Negotiating terms

The visitors finished the food that had been prepared by their gracious host and then stood to leave Mamre Oaks. Gazing out over the distant waters toward the fertile plain of Sodom, the Master asked, “Should I hide what I’m about to do from my chosen one, Abraham?”

The sun began its early evening descent, and a warm breeze wafted through the encampment.

“You’ll be a great and mighty nation,” the Master said, his eyes meeting Abraham’s. “Every nation will be blessed because of you. I’ve chosen you to teach your children and their children to keep firmly on the way, to walk justly and uprightly. This is the way of the promise.”

The Master turned again toward Sodom. “Sodom and Gomorrah have brought their wickedness to new levels. I’m going down to see just how bad it has become.”

The two men traveling with the Master began their way toward Sodom, but Abraham stood on the path, the words of the promise echoing in his ears. The man in shining robes motioned for his company to go on ahead.

Abraham asked, “Master, will you destroy the good with the bad? What if you find fifty good people in Sodom. Will you still destroy the entire city? In other words, would the Judge of all the world do what’s unjust?”

The Master said, “If there are fifty good people in Sodom, I’ll spare everyone.”

Abraham then asked, “Who am I to press the issue, but what if you only find forty-five good people? Will you still spare the whole city?”

The Master answered, “For forty-five, I’ll spare both Sodom and Gomorrah.”

Abraham continued, “Forgive me, but what if there are only thirty good people in Sodom? What then?”

The Master said plainly, “I won’t destroy the city if there are thirty good people living there.”

Again, Abraham spoke. “What if you find twenty?”

“Then I’ll spare the city.”

“Ten?”

The Master put a hand upon Abraham’s shoulder and smiled. “For the sake of ten good people, I will spare the entire city.” Then he set out for Sodom.
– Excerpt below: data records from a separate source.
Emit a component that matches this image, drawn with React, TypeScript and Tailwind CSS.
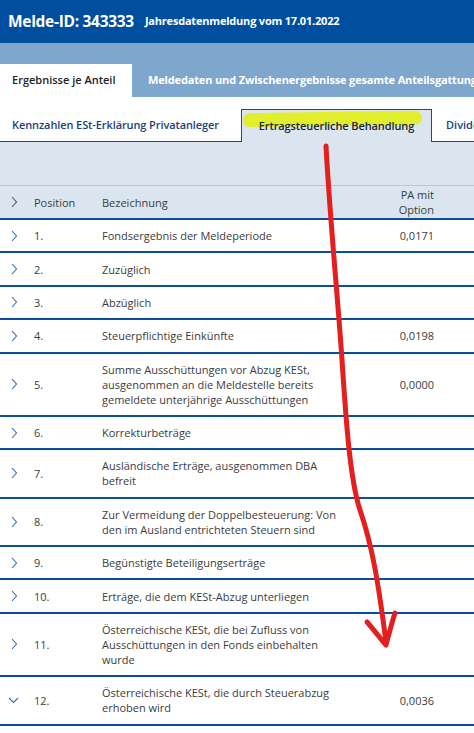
import React from "react";

const rows: { pos: string; text: string; value?: string; open?: boolean }[] = [
  { pos: "1.", text: "Fondsergebnis der Meldeperiode", value: "0,0171" },
  { pos: "2.", text: "Zuzüglich" },
  { pos: "3.", text: "Abzüglich" },
  { pos: "4.", text: "Steuerpflichtige Einkünfte", value: "0,0198" },
  {
    pos: "5.",
    text: "Summe Ausschüttungen vor Abzug KESt, ausgenommen an die Meldestelle bereits gemeldete unterjährige Ausschüttungen",
    value: "0,0000",
  },
  { pos: "6.", text: "Korrekturbeträge" },
  { pos: "7.", text: "Ausländische Erträge, ausgenommen DBA befreit" },
  { pos: "8.", text: "Zur Vermeidung der Doppelbesteuerung: Von den im Ausland entrichteten Steuern sind" },
  { pos: "9.", text: "Begünstigte Beteiligungserträge" },
  { pos: "10.", text: "Erträge, die dem KESt-Abzug unterliegen" },
  { pos: "11.", text: "Österreichische KESt, die bei Zufluss von Ausschüttungen in den Fonds einbehalten wurde" },
  { pos: "12.", text: "Österreichische KESt, die durch Steuerabzug erhoben wird", value: "0,0036", open: true },
];

function Chevron({ color, down }: { color: string; down?: boolean }) {
  if (down) {
    return (
      <svg width="11" height="7" viewBox="0 0 11 7" fill="none">
        <polyline points="1,1 5.5,5.5 10,1" stroke={color} strokeWidth="1.1" />
      </svg>
    );
  }
  return (
    <svg width="7" height="12" viewBox="0 0 7 12" fill="none">
      <polyline points="1,1 5.5,6 1,11" stroke={color} strokeWidth="1.1" />
    </svg>
  );
}

export default function App() {
  return (
    <div
      className="relative w-[474px] h-[733px] overflow-hidden bg-white"
      style={{ fontFamily: "'Open Sans', 'Liberation Sans', sans-serif" }}
    >
      {/* Top header */}
      <div className="h-[43px] bg-[#004f9f] flex items-center pl-[8px] gap-[11px] whitespace-nowrap">
        <span className="text-white font-bold text-[15.5px] tracking-[-0.3px]">Melde-ID: 343333</span>
        <span className="text-white font-bold text-[11px] tracking-[-0.2px]">Jahresdatenmeldung vom 17.01.2022</span>
      </div>
      {/* Light band with tabs */}
      <div className="h-[54px] bg-[#7fa6cd] flex items-end whitespace-nowrap">
        <div className="h-[33px] w-[132px] shrink-0 bg-white flex items-center pl-[12px] text-[11px] font-semibold text-[#222]">
          Ergebnisse je Anteil
        </div>
        <div className="h-[33px] flex items-center pl-[16px] text-[11px] font-bold text-white tracking-[-0.15px]">
          Meldedaten und Zwischenergebnisse gesamte Anteilsgattung
        </div>
      </div>
      {/* Sub tabs */}
      <div className="h-[45px] flex items-end whitespace-nowrap">
        <div className="h-[33px] w-[241px] shrink-0 border-b border-[#0d4e9a] flex items-center pl-[12px] text-[11px] font-semibold text-[#1b3f7c] tracking-[-0.1px]">
          Kennzahlen ESt-Erklärung Privatanleger
        </div>
        <div className="relative h-[33px] w-[191px] shrink-0 bg-[#dae5f0] border border-b-0 border-[#0d4e9a] flex items-center justify-center">
          <div className="absolute left-[1px] top-[2px] w-[179px] h-[14px] bg-[#e1ee2e] rounded-[7px] rotate-[-0.8deg]" />
          <span className="relative text-[11px] font-semibold text-[#222] tracking-[-0.1px]">Ertragsteuerliche Behandlung</span>
        </div>
        <div className="h-[33px] flex-1 border-b border-[#0d4e9a] flex items-center pl-[14px] text-[11px] font-semibold text-[#1b3f7c]">
          Dividenden
        </div>
      </div>
      {/* Table area */}
      <div className="bg-[#dae5f0] h-[44px] border-b border-[#c4c4c4]" />
      <div className="text-[11px] leading-[15px] text-[#3c3c3c]">
        <div className="grid grid-cols-[34px_68px_243px_89px_1fr] items-center bg-[#dae5f0] border-b-2 border-[#0d4e9a] h-[34px]">
          <div className="flex pl-[11px]">
            <Chevron color="#555" />
          </div>
          <div>Position</div>
          <div>Bezeichnung</div>
          <div className="text-right">
            PA mit
            <br />
            Option
          </div>
          <div />
        </div>
        {rows.map((r) => (
          <div
            key={r.pos}
            className="grid grid-cols-[34px_68px_243px_89px_1fr] items-center border-b-2 border-[#0d4e9a] py-[8.2px] min-h-[33px]"
          >
            <div className={r.open ? "flex pl-[8px]" : "flex pl-[11px]"}>
              <Chevron color="#2a6fbf" down={r.open} />
            </div>
            <div>{r.pos}</div>
            <div className="pr-[2px]">{r.text}</div>
            <div className="text-right">{r.value ?? ""}</div>
            <div />
          </div>
        ))}
      </div>
      {/* Red hand-drawn arrow */}
      <svg
        className="absolute left-0 top-0 pointer-events-none"
        width="474"
        height="733"
        viewBox="0 0 474 733"
        fill="none"
      >
        <path
          d="M326 146 C330 220, 338 300, 342 360 C346 420, 350 480, 360 510 C372 545, 378 580, 386 642"
          stroke="#e41f1f"
          strokeWidth="5"
          strokeLinecap="round"
        />
        <path
          d="M367 622 C374 630, 380 638, 386 645 C389 634, 392 622, 395 613"
          stroke="#e41f1f"
          strokeWidth="5"
          strokeLinecap="round"
          strokeLinejoin="round"
        />
      </svg>
    </div>
  );
}
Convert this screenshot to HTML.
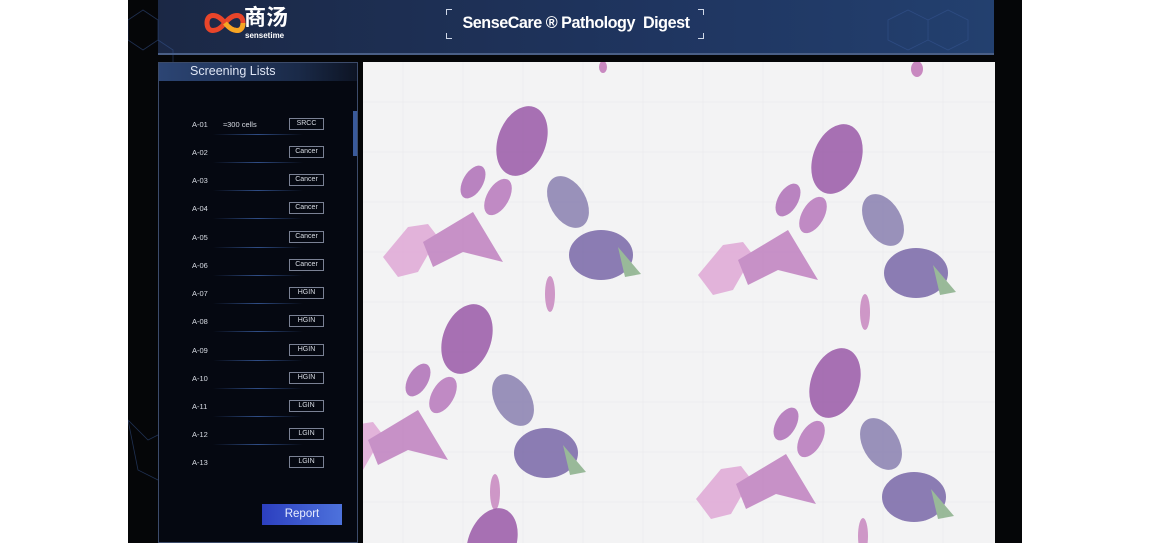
<!DOCTYPE html>
<html><head><meta charset="utf-8"><style>
*{margin:0;padding:0;box-sizing:border-box}
html,body{width:1150px;height:543px;overflow:hidden}
body{background:#fff;position:relative;font-family:"Liberation Sans",sans-serif}
.frame{position:absolute;left:128px;top:0;width:894px;height:543px;background:#050608}
.hdr{position:absolute;left:158px;top:0;width:836px;height:55px;background:linear-gradient(90deg,#1b2845,#1f3560 60%,#23406f);border-bottom:2px solid #4a5f86}
.title{position:absolute;left:448px;top:8px;width:256px;height:30px;color:#fff;font-weight:bold;font-size:17px;text-align:center;line-height:30px;letter-spacing:-0.5px;transform:scaleX(0.95)}
.br{position:absolute;width:6px;height:6px;border-color:#cfd8e8;border-style:solid}
.panel{position:absolute;left:158px;top:62px;width:200px;height:481px;background:#050811;border:1px solid #3c4b6a}
.ph{position:absolute;left:0;top:0;width:198px;height:18px;background:linear-gradient(90deg,#2c4574,#1a2a48 70%,#0d1424)}
.ph span{position:absolute;left:31px;top:1px;color:#dfe6f5;font-size:12.5px}
.row{position:absolute;left:0;width:200px;height:20px;color:#d8dce4;font-size:7.5px}
.row .id{position:absolute;left:34px;top:2px}
.row .c{position:absolute;left:65px;top:2px}
.row .t{position:absolute;left:131px;top:0;width:35px;height:12px;border:1px solid #7a8194;text-align:center;line-height:10px;font-size:7px}
.row .ln{position:absolute;left:55px;top:16px;width:90px;height:1px;background:linear-gradient(90deg,transparent,#2f4d86,transparent)}
.btn{position:absolute;left:262px;top:504px;width:80px;height:21px;background:linear-gradient(90deg,#2c3fbf,#4d72dc);color:#e8eeff;font-size:11.5px;text-align:center;line-height:21px}
.img{position:absolute;left:363px;top:62px;width:632px;height:481px;background:#f3f3f4;overflow:hidden}
</style></head><body>
<div class="frame"></div>
<div class="hdr"></div>
<svg style="position:absolute;left:128px;top:0" width="894" height="543">
<g stroke="#3a5a9a" stroke-width="0.8" fill="none" opacity="0.5">
<path d="M0 20 L15 10 L30 20 L30 40 L15 50 L0 40Z M30 40 L45 50 L45 70"/>
<path d="M760 20 L780 10 L800 20 L800 40 L780 50 L760 40Z M800 40 L820 50 L840 40 L840 20 L820 10 L800 20"/>
<path d="M0 420 L20 440 L40 430 L50 460 L30 480 L10 470Z"/>
</g>
</svg>
<div style="position:absolute;left:203px;top:9px">
<svg width="44" height="28"><path d="M4 14 C4 4,14 4,22 14 C30 24,40 24,40 14 C40 4,30 4,22 14 C14 24,4 24,4 14Z" fill="none" stroke="#e8452a" stroke-width="5"/><path d="M22 14 C30 24,40 24,40 14" fill="none" stroke="#f6a623" stroke-width="5"/></svg>
</div>
<div style="position:absolute;left:244px;top:6px;color:#fff;font-size:22px;font-weight:bold;font-family:'Liberation Sans','Noto Sans CJK SC',sans-serif;line-height:24px">商汤</div>
<div style="position:absolute;left:245px;top:31px;color:#fff;font-size:8px;font-weight:bold">sensetime</div>
<div class="title">SenseCare ® Pathology&nbsp; Digest</div>
<div class="br" style="left:446px;top:9px;border-width:1px 0 0 1px"></div>
<div class="br" style="left:446px;top:33px;border-width:0 0 1px 1px"></div>
<div class="br" style="left:698px;top:9px;border-width:1px 1px 0 0"></div>
<div class="br" style="left:698px;top:33px;border-width:0 1px 1px 0"></div>
<div class="panel"><div class="ph"><span>Screening Lists</span></div>
<div style="position:absolute;left:194px;top:48px;width:4px;height:45px;background:#3a5a9a"></div>
</div>
<div style="position:absolute;left:158px;top:112px;width:200px;height:380px">
<div class="row" style="top:6px"><span class="id">A-01</span><span class="c">≈300 cells</span><span class="t">SRCC</span><span class="ln"></span></div>
<div class="row" style="top:34px"><span class="id">A-02</span><span class="t">Cancer</span><span class="ln"></span></div>
<div class="row" style="top:62px"><span class="id">A-03</span><span class="t">Cancer</span><span class="ln"></span></div>
<div class="row" style="top:90px"><span class="id">A-04</span><span class="t">Cancer</span><span class="ln"></span></div>
<div class="row" style="top:119px"><span class="id">A-05</span><span class="t">Cancer</span><span class="ln"></span></div>
<div class="row" style="top:147px"><span class="id">A-06</span><span class="t">Cancer</span><span class="ln"></span></div>
<div class="row" style="top:175px"><span class="id">A-07</span><span class="t">HGIN</span><span class="ln"></span></div>
<div class="row" style="top:203px"><span class="id">A-08</span><span class="t">HGIN</span><span class="ln"></span></div>
<div class="row" style="top:232px"><span class="id">A-09</span><span class="t">HGIN</span><span class="ln"></span></div>
<div class="row" style="top:260px"><span class="id">A-10</span><span class="t">HGIN</span><span class="ln"></span></div>
<div class="row" style="top:288px"><span class="id">A-11</span><span class="t">LGIN</span><span class="ln"></span></div>
<div class="row" style="top:316px"><span class="id">A-12</span><span class="t">LGIN</span><span class="ln"></span></div>
<div class="row" style="top:344px"><span class="id">A-13</span><span class="t">LGIN</span></div>
</div>
<div class="btn">Report</div>
<div class="img">
<svg width="632" height="481" style="display:block">
<defs>
<g id="t" opacity="0.85">
<ellipse cx="159" cy="79" rx="24" ry="36" transform="rotate(20 159 79)" fill="#9a5aa8"/>
<ellipse cx="110" cy="120" rx="10" ry="18" transform="rotate(30 110 120)" fill="#b070b8"/>
<ellipse cx="135" cy="135" rx="11" ry="20" transform="rotate(30 135 135)" fill="#b878bc"/>
<path d="M20 195 L45 165 L65 162 L75 175 L55 210 L35 215Z" fill="#e0a8d6"/>
<path d="M60 180 L110 150 L140 200 L100 190 L70 205Z" fill="#c080c0"/>
<ellipse cx="205" cy="140" rx="18" ry="28" transform="rotate(-30 205 140)" fill="#8a80b0"/>
<ellipse cx="238" cy="193" rx="32" ry="25" fill="#7a68a8"/>
<path d="M255 185 L278 212 L262 215Z" fill="#8ab08a"/>
<ellipse cx="187" cy="232" rx="5" ry="18" fill="#c888c0"/>
</g>
</defs>
<g stroke="#e8e9ec" stroke-width="0.6"><path d="M0 40H632M0 90H632M0 140H632M0 190H632M0 240H632M0 290H632M0 340H632M0 390H632M0 440H632M40 0V481M100 0V481M160 0V481M220 0V481M280 0V481M340 0V481M400 0V481M460 0V481M520 0V481M580 0V481"/></g>
<use href="#t" x="0" y="0"/>
<use href="#t" x="315" y="18"/>
<use href="#t" x="-55" y="198"/>
<use href="#t" x="313" y="242"/>
<use href="#t" x="-30" y="402"/>
<ellipse cx="240" cy="5" rx="4" ry="6" fill="#c888c0"/>
<ellipse cx="554" cy="7" rx="6" ry="8" fill="#c888c0"/>
</svg>
</div>
</body></html>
Abraham went into his tent and attempted sleep.

Inspiration: Genesis 18

Promise confirmed

Abraham reclined one afternoon at the entrance of his tent at Mamre Oaks when he saw three men approaching, all adorned with bright robes. Running to them, he knelt humbly at their feet.

“Master,” Abraham said, addressing the man standing between the others. “Let me bring water for your feet and bread for you to snack on. Relax under my shade tree before moving on. I’m at your service.”

The men nodded.

Abraham called Sarah. “Quick, make some cakes with the good flour.” Then he ran over to his stockyard, brought out a tender calf, and handed it over to be slaughtered and roast on the spit.

He served succulent meats and cakes with butter and milk, and he stood at the ready, keeping their wine goblets full as they feasted under the shade tree.

“Where’s Sarah?” one of the men asked, out of the blue.

Abraham motioned to the tent. “Inside,” he said, realizing his guests knew him and his family.

“I’ll be back through this way when the time is right,” the man answered, “and Sarah will have a son.”

Hearing her name, Sarah put her ear closer to the entrance of the tent, and she laughed under her breath. Imagine an old bag like me having a child, she thought.

The Master said to Abraham, “Why’d your wife laugh? Is anything too difficult for the Master?”

Abraham’s face went ashen. They were reading his wife’s thoughts, which could only mean one thing. He was in the presence of heavenly beings on a mission to confirm the way of God’s reverberating promise.

“When the time is right, I’ll return. Your wife will have a child,” he said. Then with a glint in his eye, he added, “and I’ll have the last laugh.”

Sarah came out of the tent and blurted, “I didn’t laugh.” She was noticeably shaking with fear.

With a friendly smile, the Master said, “Yes, you did.” And the case was closed.